I am not advocating for Chin Peng’s remains to be brought to Malaysia, or even for the outlandish request of putting up a memorial, but seriously, when Inspector-General of Police Khalid Abu Bakar said that he was upping border security so that Chin Peng’s body — a bit like “Weekend at Bernie’s” — never makes it past our border north, I grow weary.
But not before sniggering, for everything and anything traverses the whole border especially at the checkpoints; whether the 15 odd Bangladeshis in a sedan booth making their way to blissful economic exploitation in Balakong, diesel and petroleum by the tankers heading back to Thailand effectively stealing our subsidies, bored Alor Setar husbands riding shotgun with Penang technicians for a weekend jaunt and almost overstaying ASEAN pub girls prancing over to stamp their passports and getting a cheap manicure before boarding their bus returning to Kuala Lumpur. All witnessed by this lady selling steamed corn two metres from the no-man’s land zone and before Thai immigration.

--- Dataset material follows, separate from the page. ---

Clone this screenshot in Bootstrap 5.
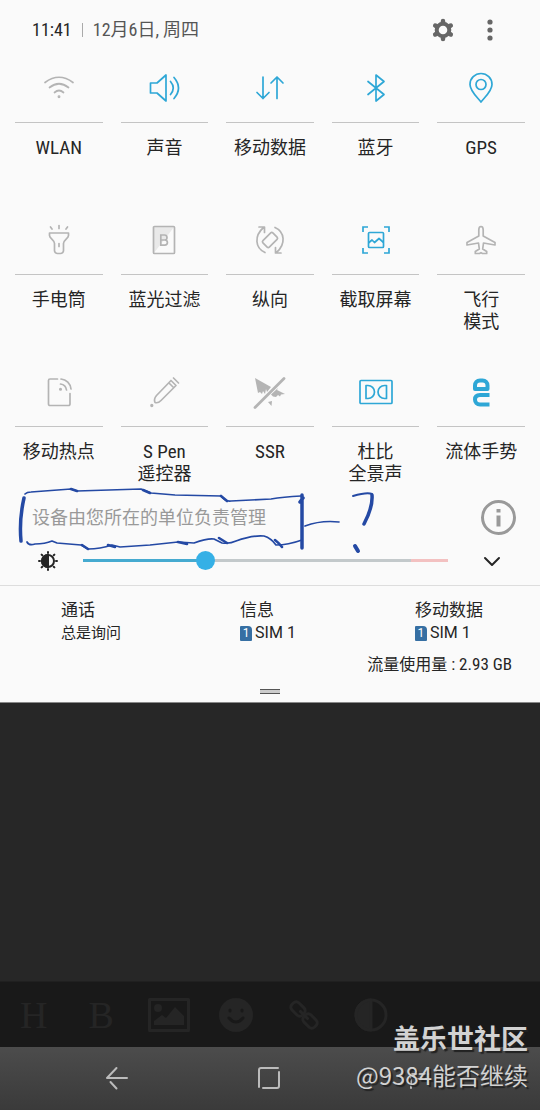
<!DOCTYPE html>
<html lang="zh-CN">
<head>
<meta charset="utf-8">
<meta name="viewport" content="width=device-width, initial-scale=1">
<title>快捷设置</title>
<link href="https://cdn.jsdelivr.net/npm/bootstrap@5.3.0/dist/css/bootstrap.min.css" rel="stylesheet">
<style>
body{background:#272727;color:#252525;font-family:"Roboto Condensed","Liberation Sans Narrow",Roboto,"Noto Sans CJK SC",sans-serif;font-size:18px;line-height:22px}
button{background:none;border:0;padding:0;color:inherit;font:inherit}
svg{display:block;fill:none;stroke:currentColor;stroke-width:2;stroke-linecap:round;stroke-linejoin:round;overflow:visible}
.panel{background:#fafafa;border-bottom:1px solid #888}
.status{height:54px;padding:6px 47px 0 32px}
.status button{color:#666}
.more{margin-left:32px}
.more svg{fill:currentColor;stroke:none}
.sep{width:1px;height:14px;background:#aaa;margin:0 10px}
.date{color:#555}
.tiles{padding:0 6px}
.tile-col{padding:0 9px 25px}
.last .tile-col{padding-bottom:0}
.tile-icon{height:69px;border-bottom:1px solid #c4c4c4;color:#b4b4b4}
.tile-icon svg{stroke-width:1.7}
.on .tile-icon{color:#2ea7d6}
.tile-label{margin:14px -9px 0;min-height:44px}
.latin{font-size:19px}
.notice{height:63px;padding:2px 24px 0 32px;color:#999}
.notice button svg{stroke:#999}
.scribble{left:0;top:0;color:#2449a4;pointer-events:none;z-index:2}
.bright{height:37px;padding:0 38px 12px}
.bright input{appearance:none;-webkit-appearance:none;background:none;height:20px;margin:0 34px 0 25px;min-width:0}
.bright input::-webkit-slider-runnable-track{height:3px;background:linear-gradient(90deg,#45aad0 33%,#c3c9cb 33% 90%,#f3c1c1 90%)}
.bright input::-webkit-slider-thumb{-webkit-appearance:none;width:19px;height:19px;border-radius:50%;background:#35b0e6;margin-top:-8px}
.sims{border-top:1px solid #ddd;padding:13px 57px 0 61px;font-size:17px}
.sub{font-family:Roboto,"Noto Sans CJK SC",sans-serif;font-size:15px;line-height:24px}
.sim{font-size:16px;gap:3px}
.simchip{width:12px;height:15px;border-radius:1px 4px 1px 1px;background:#366fa3;color:#fff;font-size:12px;line-height:15px}
.usage{font-size:16px;padding:8px 28px 0}
.usage span{font-size:17px}
.grip{width:20px;height:5px;background:#ccc;border:solid #555;border-width:1px 0;margin:13px 0 8px}
.editor{background:#191919;height:66px;color:#252525;border-top:1px solid #202020}
.editor button{flex:0 0 12.5%;font:38px/66px "Liberation Serif",serif}
.editor svg{stroke-width:3}
.solid{fill:currentColor}
.sysnav{background:linear-gradient(#4c4c4c,#3a3a3a);height:63px;padding:0 43px 2px 41px;color:#bbb}
.sysnav button{flex:1}
.watermark{right:12px;bottom:17px;color:#d2d2d2;text-shadow:2px 2px 1px #222;font:24px/36px "Noto Sans CJK SC",sans-serif}
.watermark strong{font-size:27px}
</style>
</head>
<body>
<div class="d-flex flex-column min-vh-100 position-relative">
<section class="panel">
  <header class="status d-flex align-items-center">
    <span>11:41</span><span class="sep"></span><span class="date">12月6日, 周四</span>
    <button class="ms-auto" aria-label="设置"><svg width="24" height="24"><circle cx="12" cy="12" r="6.300" stroke-width="4"/><g stroke-width="4.500"><path id="teeth" d="M12 3v1M12 20v1"/><path d="M12 3v1M12 20v1" transform="rotate(60 12 12)"/><path d="M12 3v1M12 20v1" transform="rotate(120 12 12)"/></g></svg></button>
    <button class="more" aria-label="更多"><svg width="6" height="22"><circle cx="3" cy="3" r="2.600"/><circle cx="3" cy="11" r="2.600"/><circle cx="3" cy="19" r="2.600"/></svg></button>
  </header>
  <div class="tiles">
    <div class="row row-cols-5 g-0">
      <div class="col tile-col"><button class="w-100 d-block"><span class="tile-icon d-flex align-items-center justify-content-center"><svg width="32" height="32"><path d="M2 10.500Q16 0 30 10.500M6.500 15.500Q16 8 25.500 15.500M11.500 20.500Q16 16.500 20.500 20.500"/><circle class="solid" cx="16" cy="24.800" r=".6"/></svg></span><span class="tile-label d-block latin">WLAN</span></button></div>
      <div class="col tile-col"><button class="w-100 d-block on"><span class="tile-icon d-flex align-items-center justify-content-center"><svg width="32" height="32"><path d="M2.500 11H9L18 3v26L9 21H2.500zM22.500 9.500q5.500 6.500 0 13M26 5.500q9 10.500 0 21"/></svg></span><span class="tile-label d-block">声音</span></button></div>
      <div class="col tile-col"><button class="w-100 d-block on"><span class="tile-icon d-flex align-items-center justify-content-center"><svg width="32" height="32"><path d="M9 5v21.500M3 20.500l6 6 6-6M23 26.500V5M17 11l6-6 6 6"/></svg></span><span class="tile-label d-block">移动数据</span></button></div>
      <div class="col tile-col"><button class="w-100 d-block on"><span class="tile-icon d-flex align-items-center justify-content-center"><svg width="32" height="32"><path d="M8 9.500 24 22.500 16 29V3l8 6.500L8 22.500"/></svg></span><span class="tile-label d-block">蓝牙</span></button></div>
      <div class="col tile-col"><button class="w-100 d-block on"><span class="tile-icon d-flex align-items-center justify-content-center"><svg width="32" height="32"><path d="M16 30C12 25 5 19 5 12.500a11 11 0 0 1 22 0C27 19 20 25 16 30z"/><circle cx="16" cy="12.500" r="5"/></svg></span><span class="tile-label d-block latin">GPS</span></button></div>
    </div>
    <div class="row row-cols-5 g-0">
      <div class="col tile-col"><button class="w-100 d-block"><span class="tile-icon d-flex align-items-center justify-content-center"><svg width="32" height="32"><path d="M6.500 9h19v2.500c0 3-5 4.500-5 8v7a3 3 0 0 1-3 3h-3a3 3 0 0 1-3-3v-7c0-3.500-5-5-5-8zM16 1.500v3M7.500 3l1.500 2M24.500 3 23 5M16 19.500v3"/></svg></span><span class="tile-label d-block">手电筒</span></button></div>
      <div class="col tile-col"><button class="w-100 d-block"><span class="tile-icon d-flex align-items-center justify-content-center"><svg width="32" height="32"><path d="M5.500 2.500h21l-21 27z" fill="#e9e9e9" stroke="none"/><rect x="5.500" y="2.500" width="21" height="27" rx="1"/><path stroke-linejoin="miter" d="M12.800 11h3.700a2.500 2.500 0 0 1 0 5h-3.700zM12.800 16h4a2.600 2.600 0 0 1 0 5.200h-4z"/></svg></span><span class="tile-label d-block">蓝光过滤</span></button></div>
      <div class="col tile-col"><button class="w-100 d-block"><span class="tile-icon d-flex align-items-center justify-content-center"><svg width="32" height="32"><path d="M11 28.500C1 24 0 12 9.500 3.500M5 3h5.500v5.500M21 3.500C31 8 32 20 22.500 28.500M27 29h-5.500v-5.500"/><rect x="9" y="11.500" width="14" height="9" rx="1.500" transform="rotate(-45 16 16)"/></svg></span><span class="tile-label d-block">纵向</span></button></div>
      <div class="col tile-col"><button class="w-100 d-block on"><span class="tile-icon d-flex align-items-center justify-content-center"><svg width="32" height="32"><path stroke-linecap="butt" stroke-linejoin="miter" d="M3 8V3h5M24 3h5v5M29 24v5h-5M8 29H3v-5"/><rect x="8.500" y="8.500" width="15" height="15" rx="1"/><path d="m9 18.500 3-2.500 2.500 2.500 4.500-4 4 3.500"/></svg></span><span class="tile-label d-block">截取屏幕</span></button></div>
      <div class="col tile-col"><button class="w-100 d-block"><span class="tile-icon d-flex align-items-center justify-content-center"><svg width="32" height="32"><path d="M16 2.500c1.500 0 2.200 1.500 2.200 3.500v6L30 18.500V21l-11.500-2-.8 6 4 2.500v2h-4.200L16 28.700l-1.500.8h-4.200v-2l4-2.500-.8-6L2 21v-2.500L13.800 12V6c0-2 .7-3.500 2.200-3.500z"/></svg></span><span class="tile-label d-block">飞行<br>模式</span></button></div>
    </div>
    <div class="row row-cols-5 g-0 last">
      <div class="col tile-col"><button class="w-100 d-block"><span class="tile-icon d-flex align-items-center justify-content-center"><svg width="32" height="32"><path d="M14.500 3H7a1.500 1.500 0 0 0-1.500 1.500V28A1.500 1.500 0 0 0 7 29.500h18.500A1.500 1.500 0 0 0 27 28V17.500M18 3a11 11 0 0 1 10 10M17.500 8a7 7 0 0 1 6 6"/><circle class="solid" cx="17.500" cy="13.200" r=".7"/></svg></span><span class="tile-label d-block">移动热点</span></button></div>
      <div class="col tile-col"><button class="w-100 d-block"><span class="tile-icon d-flex align-items-center justify-content-center"><svg width="32" height="32"><path d="M7 26.500q-1.500-3.500 1.500-7L23 4.500 28 9.500l-15 15q-3 3-6 2zM21 7l4.500 4.500M25.500 2l5 5"/><circle class="solid" cx="3.800" cy="29.500" r=".8"/></svg></span><span class="tile-label d-block"><span class="latin">S Pen</span><br>遥控器</span></button></div>
      <div class="col tile-col"><button class="w-100 d-block"><span class="tile-icon d-flex align-items-center justify-content-center"><svg width="32" height="32"><path class="solid" stroke="none" d="m1 2 16 9-4 5-1-3-1 5-2-3-1 3-2-2-2 1zM24 12l-1 2 8 4-4 .5-1 2-2-1.500-2 2-3-.5-2-2zM14 26l4-1-.5 5z"/><path d="M1 31.500 30 2.500" stroke-width="2.800"/></svg></span><span class="tile-label d-block latin">SSR</span></button></div>
      <div class="col tile-col"><button class="w-100 d-block on"><span class="tile-icon d-flex align-items-center justify-content-center"><svg width="32" height="32"><rect y="4.500" width="32" height="23" rx="1"/><path d="M6 9.500h2a6.500 6.500 0 0 1 0 13H6zM26.500 9.500h-2a6.500 6.500 0 0 0 0 13h2z"/></svg></span><span class="tile-label d-block">杜比<br>全景声</span></button></div>
      <div class="col tile-col"><button class="w-100 d-block on"><span class="tile-icon d-flex align-items-center justify-content-center"><svg width="32" height="32"><path stroke-width="4" stroke-linecap="butt" d="M10 13h12.500V9.500c0-3-2-5-5-5H15c-3 0-5 2-5 5zM24.500 19H15c-3 0-5 1.500-5 4.500s2 5 5 5h9.500"/></svg></span><span class="tile-label d-block">流体手势</span></button></div>
    </div>
  </div>
  <div class="notice position-relative d-flex align-items-center justify-content-between">
    <span>设备由您所在的单位负责管理</span>
    <button aria-label="信息"><svg width="35" height="35"><circle cx="17.500" cy="17.500" r="16" stroke-width="3"/><path stroke-linecap="butt" stroke-width="4" d="M17.500 9v3.500M17.500 15.500v11"/></svg></button>
    <svg class="scribble position-absolute" width="380" height="70"><path stroke-width="1.700" d="M25 9q2-2 6-2l40-3 6 2 64-2 10 4 24 2 46 1q5 6 10 5l40-2q12-2 30-3M27 57q2 4 8 2 10 0 17-3l5 2 24 2 7 4q12 0 24-4l8 2 30-2 28-3 16 1q14-5 20-4l8 4q8 1 14-2 16-6 28-5 7 2 12 9 12 0 26-5M305 41q16-6 34-4"/><path stroke-width="2.600" d="m71 4 6 2M143 5l7 3M221 11l6 5M82 60l6 4M108 60l7 2M178 57l9 2M219 53l8 5M275 55q4 3 7 7"/><path stroke-width="3.500" d="M24 13q-5 22-3 43M302 10v53M300 17l3-4M372 10q1 12-8 29"/><path d="M353 11q14-4 19-2"/><path stroke-width="4" d="m355 61 3 5"/></svg>
  </div>
  <div class="bright d-flex align-items-center">
    <svg width="20" height="20" aria-hidden="true"><circle cx="10" cy="10" r="6"/><path class="solid" d="M10 4v12a6 6 0 0 1 0-12z"/><path d="M10 1v1M10 18v1M1 10h1M18 10h1M3.600 3.600l.7.7M15.700 15.700l.7.7M3.600 16.400l.7-.7M15.700 4.300l.7-.7"/></svg>
    <input class="flex-grow-1" type="range" min="0" max="255" value="83" aria-label="亮度">
    <button aria-label="展开"><svg width="20" height="20"><path d="m3 7 7 7 7-7"/></svg></button>
  </div>
  <div class="sims d-flex justify-content-between">
    <div>通话<div class="sub">总是询问</div></div>
    <div>信息<div class="sub sim d-flex align-items-center"><span class="simchip text-center">1</span>SIM 1</div></div>
    <div>移动数据<div class="sub sim d-flex align-items-center"><span class="simchip text-center">1</span>SIM 1</div></div>
  </div>
  <div class="usage text-end">流量使用量<span> : 2.93 GB</span></div>
  <div class="d-flex justify-content-center"><div class="grip"></div></div>
</section>
<main class="flex-grow-1"></main>
<div class="editor d-flex align-items-center">
  <button>H</button><button>B</button>
  <button aria-label="图片"><svg class="mx-auto" width="42" height="34"><rect x="1.500" y="1.500" width="39" height="31"/><path class="solid" stroke="none" d="M6 27v-4l8-6 4 3 9-11 9 9v9z"/><circle class="solid" stroke="none" cx="10" cy="10" r="4"/></svg></button>
  <button aria-label="表情"><svg class="mx-auto" width="36" height="36"><circle class="solid" stroke="none" cx="18" cy="18" r="17"/><path stroke="#191919" d="M12 13v1M24 13v1M11 21q7 8 14 0"/></svg></button>
  <button aria-label="链接"><svg class="mx-auto" width="30" height="30"><g transform="rotate(45 15 15)"><rect x="-1" y="10" width="15" height="10" rx="4"/><rect x="16" y="10" width="15" height="10" rx="4"/><path d="M10 15h10"/></g></svg></button>
  <button aria-label="对比度"><svg class="mx-auto" width="34" height="34"><circle cx="17" cy="17" r="15"/><path class="solid" d="M17 2v30a15 15 0 0 1 0-30z"/></svg></button>
</div>
<nav class="sysnav d-flex align-items-center">
  <button aria-label="返回"><svg class="mx-auto" width="22" height="22"><path d="M21 11H1L10.500 1M4.500 15l6 6.500"/></svg></button>
  <button aria-label="主屏幕"><svg class="mx-auto" width="22" height="22"><path d="M1 20V3q0-2 2-2h17M21 5v14q0 2-2 2H5"/></svg></button>
  <button aria-label="最近任务"><svg class="mx-auto" width="22" height="22"><path d="M1 21V7h18M6 12h12"/></svg></button>
</nav>
<div class="watermark position-absolute text-end"><strong>盖乐世社区</strong><br>@9384能否继续</div>
</div>
<script src="https://cdn.jsdelivr.net/npm/bootstrap@5.3.0/dist/js/bootstrap.bundle.min.js"></script>
</body>
</html>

I rather the IGP focussing on keeping my 61-year-old widowed mother’s travels to the city temple using the bus safe. Her husband was a serviceman, but she’d prefer the security not protection from dead 89-year-old men. Snatch thieves not greying zombies, I fear.

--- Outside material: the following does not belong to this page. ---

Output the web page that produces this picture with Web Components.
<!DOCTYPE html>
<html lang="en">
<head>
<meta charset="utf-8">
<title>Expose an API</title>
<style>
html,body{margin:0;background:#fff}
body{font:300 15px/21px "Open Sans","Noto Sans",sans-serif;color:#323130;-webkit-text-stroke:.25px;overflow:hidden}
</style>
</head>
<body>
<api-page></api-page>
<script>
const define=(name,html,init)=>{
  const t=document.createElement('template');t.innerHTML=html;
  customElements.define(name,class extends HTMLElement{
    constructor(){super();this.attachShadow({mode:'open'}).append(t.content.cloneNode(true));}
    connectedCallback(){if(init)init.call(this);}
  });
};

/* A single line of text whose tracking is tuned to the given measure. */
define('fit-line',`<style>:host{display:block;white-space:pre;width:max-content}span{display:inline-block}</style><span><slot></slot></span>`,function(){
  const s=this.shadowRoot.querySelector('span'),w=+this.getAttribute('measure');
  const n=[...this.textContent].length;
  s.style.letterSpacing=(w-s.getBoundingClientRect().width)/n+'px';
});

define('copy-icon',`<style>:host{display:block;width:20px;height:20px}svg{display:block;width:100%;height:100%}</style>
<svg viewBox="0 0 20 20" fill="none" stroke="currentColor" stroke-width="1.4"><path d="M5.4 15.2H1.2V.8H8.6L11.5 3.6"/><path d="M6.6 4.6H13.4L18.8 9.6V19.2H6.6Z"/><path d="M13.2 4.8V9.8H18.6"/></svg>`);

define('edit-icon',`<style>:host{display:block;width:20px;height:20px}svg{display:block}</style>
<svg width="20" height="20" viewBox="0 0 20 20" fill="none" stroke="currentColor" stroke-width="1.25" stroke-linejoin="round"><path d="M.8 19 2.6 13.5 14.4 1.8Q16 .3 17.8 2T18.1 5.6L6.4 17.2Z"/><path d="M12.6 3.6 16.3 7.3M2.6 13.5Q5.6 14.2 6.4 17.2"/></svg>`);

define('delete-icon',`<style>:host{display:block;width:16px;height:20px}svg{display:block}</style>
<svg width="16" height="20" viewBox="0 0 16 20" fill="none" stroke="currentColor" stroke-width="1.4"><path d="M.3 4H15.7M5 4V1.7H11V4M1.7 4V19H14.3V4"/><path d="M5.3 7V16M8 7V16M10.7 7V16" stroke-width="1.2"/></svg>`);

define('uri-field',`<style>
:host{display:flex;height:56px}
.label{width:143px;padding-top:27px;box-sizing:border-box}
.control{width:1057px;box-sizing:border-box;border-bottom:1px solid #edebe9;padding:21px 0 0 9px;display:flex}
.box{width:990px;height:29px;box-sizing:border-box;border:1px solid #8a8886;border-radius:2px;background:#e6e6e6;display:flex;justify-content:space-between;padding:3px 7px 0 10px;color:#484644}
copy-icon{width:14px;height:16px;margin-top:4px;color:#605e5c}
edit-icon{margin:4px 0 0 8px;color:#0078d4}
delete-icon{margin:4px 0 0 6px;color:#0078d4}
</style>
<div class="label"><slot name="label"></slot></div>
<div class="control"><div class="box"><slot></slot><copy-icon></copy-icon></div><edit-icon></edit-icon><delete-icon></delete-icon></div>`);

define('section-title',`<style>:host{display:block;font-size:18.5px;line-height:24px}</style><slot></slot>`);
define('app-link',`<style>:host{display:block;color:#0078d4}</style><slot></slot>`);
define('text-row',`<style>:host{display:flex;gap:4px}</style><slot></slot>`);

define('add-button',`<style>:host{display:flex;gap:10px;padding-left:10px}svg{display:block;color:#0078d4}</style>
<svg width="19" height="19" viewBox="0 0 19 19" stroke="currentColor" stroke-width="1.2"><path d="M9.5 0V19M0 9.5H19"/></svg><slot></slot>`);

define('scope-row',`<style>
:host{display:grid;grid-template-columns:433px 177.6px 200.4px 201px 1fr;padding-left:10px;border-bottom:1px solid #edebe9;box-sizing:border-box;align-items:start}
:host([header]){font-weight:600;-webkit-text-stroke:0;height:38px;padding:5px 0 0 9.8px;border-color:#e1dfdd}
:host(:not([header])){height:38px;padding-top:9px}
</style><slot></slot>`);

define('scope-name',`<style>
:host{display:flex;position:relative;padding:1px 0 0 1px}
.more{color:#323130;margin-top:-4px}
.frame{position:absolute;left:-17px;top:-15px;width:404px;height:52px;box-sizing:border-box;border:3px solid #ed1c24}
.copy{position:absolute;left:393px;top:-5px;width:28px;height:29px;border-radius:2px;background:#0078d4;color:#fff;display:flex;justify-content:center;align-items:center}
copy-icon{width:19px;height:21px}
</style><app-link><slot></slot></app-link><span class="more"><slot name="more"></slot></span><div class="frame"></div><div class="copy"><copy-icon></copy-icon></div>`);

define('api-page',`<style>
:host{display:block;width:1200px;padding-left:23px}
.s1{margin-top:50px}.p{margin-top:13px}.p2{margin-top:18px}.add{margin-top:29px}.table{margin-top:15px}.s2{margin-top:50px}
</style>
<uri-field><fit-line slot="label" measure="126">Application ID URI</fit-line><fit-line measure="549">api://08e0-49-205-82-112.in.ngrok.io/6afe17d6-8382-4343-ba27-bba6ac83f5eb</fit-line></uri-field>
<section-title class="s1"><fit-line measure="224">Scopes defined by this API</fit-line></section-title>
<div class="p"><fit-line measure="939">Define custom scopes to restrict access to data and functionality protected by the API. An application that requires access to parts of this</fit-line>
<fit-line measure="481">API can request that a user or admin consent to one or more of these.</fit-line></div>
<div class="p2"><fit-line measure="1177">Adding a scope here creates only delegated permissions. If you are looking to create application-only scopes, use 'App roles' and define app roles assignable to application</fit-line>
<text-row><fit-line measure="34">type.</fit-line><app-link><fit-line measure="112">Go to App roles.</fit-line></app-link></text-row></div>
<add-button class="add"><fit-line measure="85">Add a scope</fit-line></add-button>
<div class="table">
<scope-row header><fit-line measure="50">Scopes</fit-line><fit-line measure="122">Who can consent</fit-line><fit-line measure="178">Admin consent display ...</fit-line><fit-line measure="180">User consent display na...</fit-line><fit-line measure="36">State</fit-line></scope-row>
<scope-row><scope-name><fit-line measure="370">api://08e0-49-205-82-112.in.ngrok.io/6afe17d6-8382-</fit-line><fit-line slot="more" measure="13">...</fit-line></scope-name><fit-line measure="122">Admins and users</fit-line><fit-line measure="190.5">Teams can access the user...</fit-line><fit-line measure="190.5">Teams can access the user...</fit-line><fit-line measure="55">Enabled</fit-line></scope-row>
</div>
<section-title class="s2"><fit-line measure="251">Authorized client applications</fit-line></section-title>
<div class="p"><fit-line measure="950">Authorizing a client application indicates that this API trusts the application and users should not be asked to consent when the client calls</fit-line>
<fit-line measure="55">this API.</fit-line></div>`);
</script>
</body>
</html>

It’s the inordinate concern for the inane which gets me weary. We appear petty, as a nation.
Accounts to be settled
There are families affected by the period of Emergency (1948-1960) and thereafter isolated communists acts leading to the 1989 Haadyai Agreement officially ending any hostilities between Malaysian security forces and remnants of the communists 41 years after the killing of a planter in Sungai Siput.
But the killings were on both sides and the years of serious all-out fighting until 1955 were between British security forces — which had a substantial number of Malayans — and the Malayan Communist Party (MCP) which was exclusively Malayans.
There were cruel exactions on both sides and half a million of rural folks, mostly Chinese, were forcibly evacuated to fringes of cities to live in new villages which were in actuality camps. The social cost of that is still being felt till today, who’s to pay for that?
My friend, a wonderful well-meaning chap, says he would have fought on the side of the British against the Communists back then because he would have been picking the “lesser evil.”
It is a slippery-slope when beliefs are mounted on who did less wicked things, for people are only fed by those on their side of the divide. It compounds when that side won and wrote the history texts.
Neither do these remarks discount most of what is written.
Pity Chin Peng or hate Chin Peng, but don’t oversimplify the past by claiming it is completely factual.
Plus, there is the matter of a powwow 24 years ago across the border. Why are communities opposed to Chin Peng not opposed to the government’s decision to accept the Haadyai Agreement? The defence ministry did not oppose, the police did not oppose, Mahathir Mohamad supported it.
If those angry today at the mention of Chin Peng’s body returning were not up in arms back in 1989 and in positions oppose, are they then hypocrites? What does Malaysia call those who are of the opinion that agreeing to expedite their own interests and then to disown their own words when it is convenient?
Finally on this revisionist attitude to our collective past, when is it fine to kill members of the British forces impingeing on locals?
If the security forces of 1958-1957 were not really under British rule because there were Malayans in them, are the British justified in executing Maharajalela for murdering JWW Birch, then tracking Mat Kilau for decades and somewhere between butchering Tok Janggut and his men?
Was Custer the victim at the Battle of Little Bighorn, and Crazy Horse the villain? The Indian-killer or the white-soldier killer — who to cherish? And are the facts different because America is a
white-ruled society now?
There is no rewind button
Today does not matter to Chin Peng, nor does it to Abdul Rahman. Neither can David Marshall tell us about the sidebar conversations they had at the Baling Talks in 1955. They are all dead.
History is not about forcing a version. Life is about ensuring progress by accepting deep divides and working the margins. A future is built by recognising histories, appreciating the present accommodations and engaging people to realise everyone matters all the time.
Ignorance is the enemy of any tangible present or future.
I fear this debacle has highlighted the amazing levels of ignorance encouraged by those in power in steering emotions to particular outcomes.
Chin Peng’s death gave us an urgency to speak of the past in a sane way. That opportunity has passed.
All the past days have managed to highlight is that there are active voices disapproving intellect in our midst.
In time, along this trajectory, Malaysia will become an ignorant nation growing in arrogance. Then no war in the past or its actors matter anymore.
Nobody would want to enter this abrasive nation anymore, not even a Chin Peng.